Crab mentality can manifest in many different ways, including:

  • Put-downs and insults: undermining the accomplishments of others or making them feel bad about themselves.
  • Gossip and spreading rumors: spreading rumors or gossip about others in order to damage their reputation or make them look bad.
  • Sabotage: sabotaging the efforts of others or preventing them from achieving their goals.
  • Withholding support: withholding support or encouragement from others when they are trying to achieve something.

Are any of those familiar to you? Do you recognize those tendencies in people you know? Do you recognize them in yourself? 

There are many reasons people might engage in this behavior. Among the more obvious are a fear of looking bad by comparison, resentment and envy of someone’s success, and deliberate attempts to gain a competitive advantage by undermining others. It’s easy enough to identify villains in our lives who act this way for some of these reasons. What’s harder is considering our own motivations and behavior and acknowledging that we’re all susceptible to this way of acting. 

Recognizing when this behavior occurs has many benefits, but identifying its functions, intended or otherwise, may even be more beneficial. For one, understanding the function can help generate empathy and understanding of the person engaging in the behavior. This is true whether we see it in ourselves or in someone else. Understanding the intended function can also help us meet needs more positively.

Fears of losing connection to loved ones often cause “crab mentality.” Imagine you have a close friend who you meet weekly for drinks. And then imagine that friend deciding to stop drinking. At the most conscious level, you might be happy for your friend. You might be excited to see them taking steps toward self-improvement, and you might even be relieved if you’ve noticed they have a problem with alcohol.

Those might not be the only feelings you experience, though. Maybe you’re worried about your own drinking, and your friend’s decision activates some defensiveness. There may be a piece of you that worries about the security of your friendship if the one activity you regularly engage in together isn’t an option anymore. You may also wonder what else might change about your friend and about your friendship.

So what do you do if you notice those feelings? Recognition is something to celebrate and appreciate. When we identify that we worry about losing our friend, we can consider ways to maintain the connection while supporting their decisions. When we lack awareness of those feelings, however, we’re far more likely to behave in ways that hurt our friends. We might be critical of their choice, invalidate their reasons for making the change, or just withdraw from the relationship.

Carl Jung said, Until you make the unconscious conscious, it will direct your life, and you will call it fate. I can’t count the number of clients who have told me how terrible they know they are because of thoughts they have had. Not actions they’ve engaged in but thoughts they’ve noticed and decided not to act on. It’s sad and ironic that many of us notice uncomfortable feelings and judge ourselves for feeling them. If we regularly punish ourselves for noticing feelings we have but don’t want to act on, then we risk never noticing them and simply acting on them instead. When a client is beating up on themselves and describing the many ways they know they’re a “bad person,” I sometimes ask if they think most bad people are as worried about being bad as they are. Actually, I put it more bluntly. “Assholes don’t worry about whether or not they’re assholes.”

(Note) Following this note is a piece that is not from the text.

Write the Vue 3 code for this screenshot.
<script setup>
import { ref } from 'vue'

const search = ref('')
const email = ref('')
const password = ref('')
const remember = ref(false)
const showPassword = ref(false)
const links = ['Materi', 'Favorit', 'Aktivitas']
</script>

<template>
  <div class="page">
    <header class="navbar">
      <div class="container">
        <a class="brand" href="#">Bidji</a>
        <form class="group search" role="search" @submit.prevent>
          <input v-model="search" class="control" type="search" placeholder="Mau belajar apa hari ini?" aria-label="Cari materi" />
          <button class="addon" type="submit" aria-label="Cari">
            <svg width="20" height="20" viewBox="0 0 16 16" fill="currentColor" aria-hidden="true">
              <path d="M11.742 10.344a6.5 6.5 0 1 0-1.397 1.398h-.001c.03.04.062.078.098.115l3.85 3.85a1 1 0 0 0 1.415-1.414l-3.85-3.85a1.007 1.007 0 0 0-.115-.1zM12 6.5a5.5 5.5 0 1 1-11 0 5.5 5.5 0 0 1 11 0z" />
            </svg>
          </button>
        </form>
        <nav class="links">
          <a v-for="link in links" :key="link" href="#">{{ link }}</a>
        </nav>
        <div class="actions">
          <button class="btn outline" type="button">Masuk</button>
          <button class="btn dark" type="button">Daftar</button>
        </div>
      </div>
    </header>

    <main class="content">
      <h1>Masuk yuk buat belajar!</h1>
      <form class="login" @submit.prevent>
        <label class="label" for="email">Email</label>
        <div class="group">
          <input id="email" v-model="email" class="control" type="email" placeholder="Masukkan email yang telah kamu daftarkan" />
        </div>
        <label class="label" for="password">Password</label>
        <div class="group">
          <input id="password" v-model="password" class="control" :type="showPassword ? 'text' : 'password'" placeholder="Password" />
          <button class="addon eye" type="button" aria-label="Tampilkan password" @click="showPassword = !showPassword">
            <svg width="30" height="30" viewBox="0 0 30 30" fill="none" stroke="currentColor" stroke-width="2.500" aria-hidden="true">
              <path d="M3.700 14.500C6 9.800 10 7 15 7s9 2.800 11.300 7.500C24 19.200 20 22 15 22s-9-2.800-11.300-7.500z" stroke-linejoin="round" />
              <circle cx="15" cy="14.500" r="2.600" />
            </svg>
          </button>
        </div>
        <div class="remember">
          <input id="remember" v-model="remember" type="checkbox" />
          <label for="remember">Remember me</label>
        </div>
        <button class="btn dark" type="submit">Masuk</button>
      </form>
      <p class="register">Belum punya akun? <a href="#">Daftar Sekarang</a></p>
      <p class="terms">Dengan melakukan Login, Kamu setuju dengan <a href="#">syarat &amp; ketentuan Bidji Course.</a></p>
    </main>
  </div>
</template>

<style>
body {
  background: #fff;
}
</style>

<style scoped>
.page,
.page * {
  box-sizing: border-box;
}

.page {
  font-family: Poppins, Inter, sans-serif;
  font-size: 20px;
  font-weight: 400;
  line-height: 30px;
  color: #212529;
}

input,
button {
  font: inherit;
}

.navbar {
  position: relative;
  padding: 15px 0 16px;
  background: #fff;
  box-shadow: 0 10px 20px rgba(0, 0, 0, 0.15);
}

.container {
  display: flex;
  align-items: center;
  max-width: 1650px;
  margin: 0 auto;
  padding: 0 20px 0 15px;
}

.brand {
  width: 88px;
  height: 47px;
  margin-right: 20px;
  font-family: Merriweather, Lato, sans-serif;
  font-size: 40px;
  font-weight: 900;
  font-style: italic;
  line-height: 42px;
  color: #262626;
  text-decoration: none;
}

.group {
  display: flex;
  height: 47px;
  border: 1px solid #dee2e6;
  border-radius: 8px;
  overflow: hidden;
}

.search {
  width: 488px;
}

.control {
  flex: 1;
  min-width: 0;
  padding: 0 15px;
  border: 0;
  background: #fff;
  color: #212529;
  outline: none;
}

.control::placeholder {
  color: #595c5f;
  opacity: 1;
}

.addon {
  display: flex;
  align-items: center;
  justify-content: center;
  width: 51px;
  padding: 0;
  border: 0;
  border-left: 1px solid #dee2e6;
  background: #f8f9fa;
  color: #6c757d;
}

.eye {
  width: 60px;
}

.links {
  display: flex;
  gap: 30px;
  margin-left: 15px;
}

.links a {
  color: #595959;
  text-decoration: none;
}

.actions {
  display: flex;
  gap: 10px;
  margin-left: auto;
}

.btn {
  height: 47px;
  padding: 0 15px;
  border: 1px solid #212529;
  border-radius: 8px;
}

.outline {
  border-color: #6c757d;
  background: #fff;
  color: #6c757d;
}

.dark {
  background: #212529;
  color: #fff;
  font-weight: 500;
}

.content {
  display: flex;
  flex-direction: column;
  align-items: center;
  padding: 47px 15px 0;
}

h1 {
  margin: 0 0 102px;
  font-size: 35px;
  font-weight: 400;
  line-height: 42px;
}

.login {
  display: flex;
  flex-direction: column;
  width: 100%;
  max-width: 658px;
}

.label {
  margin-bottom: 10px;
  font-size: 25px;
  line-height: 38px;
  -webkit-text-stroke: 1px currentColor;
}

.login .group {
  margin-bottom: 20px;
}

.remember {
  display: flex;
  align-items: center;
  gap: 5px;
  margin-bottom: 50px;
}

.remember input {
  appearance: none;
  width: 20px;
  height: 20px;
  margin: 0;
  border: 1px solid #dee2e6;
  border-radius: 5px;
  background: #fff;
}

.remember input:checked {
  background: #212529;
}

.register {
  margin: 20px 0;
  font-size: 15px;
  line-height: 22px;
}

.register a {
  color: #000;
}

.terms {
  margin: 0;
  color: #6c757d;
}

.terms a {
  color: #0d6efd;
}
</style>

Mindful awareness of uncomfortable thoughts and feelings gives us power. Not necessarily the power to make them go away, but the power to decide whether or not to act on them. Over time, the feelings we acknowledge but don’t act on tend to reduce in frequency and intensity. This can work with crab mentality. We can notice our immediate reactions, the thoughts and feelings we wish we didn’t have, and compassionately consider the potential functions of those thoughts and feelings. We probably want or need something, and there are different ways of getting those things without negatively impacting the people around us.